Der Aufruf unseres Bundespräsidenten Richard von Weizsäcker zum bundesweiten Schülerwettbewerb »Deutsche Geschichte – Mensch und Verkehr» holte unser Vorhaben aus der Vergessenheit zurück und setzte uns erneut in Bewegung auf der Suche nach Zeugen und Belegen. Wir merkten bald, daß sich mit dem Schicksal des Waggons weitere Ereignisse verknüpften. Unsere Forschungen führten uns in den Raum zwischen Ohrdruf, Crawinkel und Arnstadt. Wir fanden die Spuren von nach dem zweiten Weltkrieg demontierten Eisenbahnstrecken und fanden Dokumente bedeutender geschichtlicher Ereignisse in unserer engeren Heimat, die mit diesen Schienenwegen engstens verbunden waren. Unser Ziel war in erster Linie die Dokumentation des Schicksals des Waggons von Compiegne. Aber auch die Feldbahnlinien, auf denen die Häftlinge der Außenlager Ohrdruf und Crawinkel des KZ Buchenwald zur unmenschlichen Arbeit beim Bau des unterirdischen Führerhauptquartier im Jonastal transportiert wurden, haben wir aufgezeichnet. Wir sind diesen Trassen des Leidens nachgegangen. Das Buch Fred Wanders »Der siebente Brunnen«, ein erschütternder Bericht über seine Zeit im Lager Crawinkel, war unser Begleiter.

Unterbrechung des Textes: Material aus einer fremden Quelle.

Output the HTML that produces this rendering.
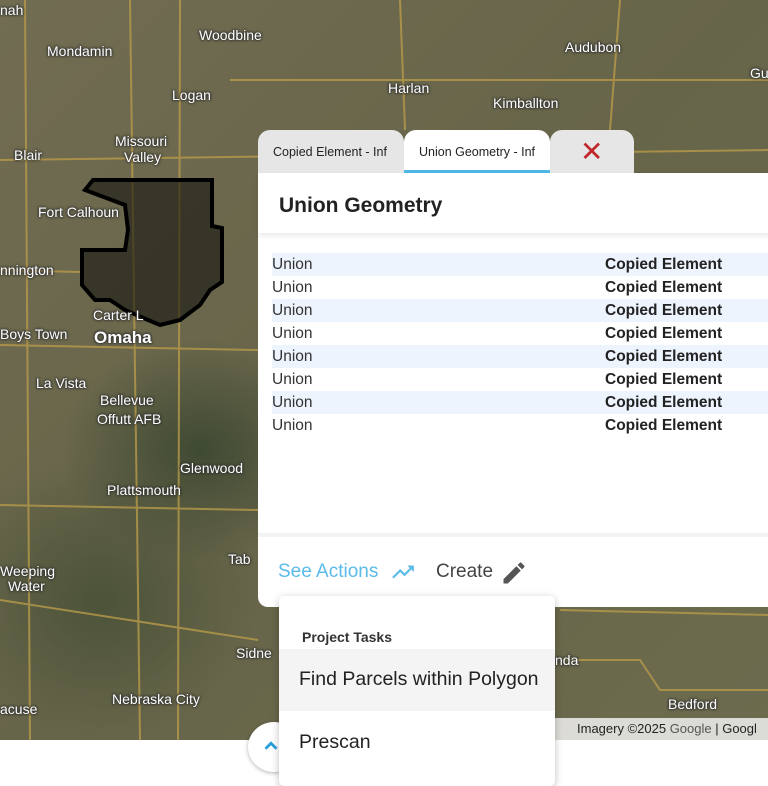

Unseren Bericht über den W aggon von Compiegne möchten wir den Leser des Waldboten in knapper Form vorstellen.
Am 11.11.1918 endete der 1. Weltkrieg. Im französischen Compiegne wurde der Waffenstillstand verhandelt und unterzeichnet. Die Unter Zeichnung fand im Salonwagen des französischen Marschall Foch statt. Der Zug im Wald von Compiegne wurde zu einem bedeutenden Denkmal der französischen Republik. Am 1.9.1939 nahm der 2. Weltkrieg von deutschem Boden aus seinen Anfang. Am 20.5.1940 wurde die Niederlage Frankreichs auf Forderung Hitlers im gleichen Wagen im Wald von Compiegne unterzeichnet. Der Waggon wurde als symbolisches Beutegut auf Befehl Hitlers nach Deutschland gebracht.
Herr Kratsch erzählt uns: Vor ungefähr acht Jahren sah ich, von der ARD ausgestrahlt, einen Dokumentarfilm über diesen Waggon. Ein Soldat der ehemaligen deutschen Wehrmacht, Angehöriger des Begleitkommandos, berichtete, daß dieser Wagen auf dem Weg nach Ohrdruf war. Dort sollte er in einem unterirdischen Stollensystem untergebracht werden. Auf dem Weg dorthin sei er während eines alliierten Luftangriffes irgendwo ausgebrannt. Ein ZDF-Journalist, der sich für unsere Arbeit interessiert, fragte in Paris nach und teilte uns mit, daß der Verbleib des Waggons von Compiegne dort unbekannt sei.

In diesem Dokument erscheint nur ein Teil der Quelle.